Hotel and casino in Nevada, United States

The Aquarius Casino Resort (formerly Flamingo Hilton Laughlin and Flamingo Laughlin) is a hotel and casino located on the banks of the Colorado River in Laughlin, Nevada. It is owned by Vici Properties and operated by Golden Entertainment and is the largest hotel in Laughlin.

==Facilities==
The Aquarius has two 18-floor towers with 1,907 rooms and suites that overlook the Colorado River. The casino, with an area of 57070 sqft, has 1,240 slot machines, 33 table games, and a race and sports book. The property includes a business center, fitness center, pool and tennis courts. The Aquarius also has a tour boat, the Celebration, which takes visitors on a tour of the Colorado River area of Laughlin.

==History==
===Flamingo Hilton Laughlin (1990–2000)===

Flamingo Laughlin logo (1990–2006)

The property was originally built by Hilton Hotels, which operated it as the Flamingo Hilton Laughlin. It was a sister property to the Flamingo Hilton Las Vegas and Flamingo Hilton Reno. The Laughlin property was topped out in January 1990. It opened on August 1, 1990, becoming the biggest hotel in Laughlin. It was also Hilton's largest hotel to be built from scratch. The project cost $190 million.

===Flamingo Laughlin (2000–2006)===
In October 2000, the hotel's name was changed to the Flamingo Laughlin.

On November 29, 2005, Harrah's Entertainment announced plans to sell the resort to American Casino & Entertainment Properties (ACEP).
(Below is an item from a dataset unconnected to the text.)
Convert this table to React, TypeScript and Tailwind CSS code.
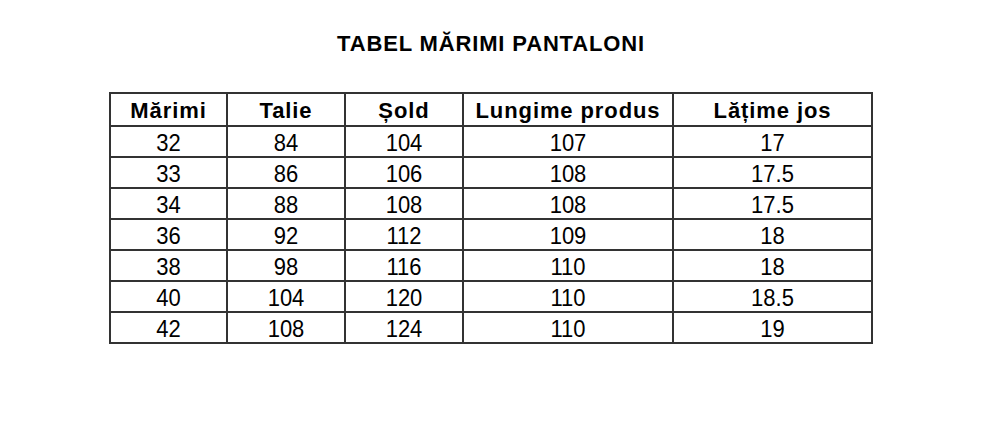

The $170-million sale closed on May 19, 2006. ACEP was allowed to continue using the Flamingo name for up to six months after the sale.

===Aquarius Casino Resort (2006–present)===
The Flamingo Laughlin became the Aquarius Casino Resort on November 24, 2006.

In 2008, ACEP completed $54 million in renovations at the Aquarius.

In October 2017, Golden Entertainment purchased ACEP, adding the Aquarius and three other casinos to its portfolio.

In 2026, Vici Properties acquired the real estate of the Aquarius and leased it back to Golden Entertainment, as part of Golden's going-private transaction.

==Entertainment==
The Aquarius features entertainment appearing regularly in Splash Cabaret for free, and occasional stage shows and musical reviews in the Aquarius Pavilion.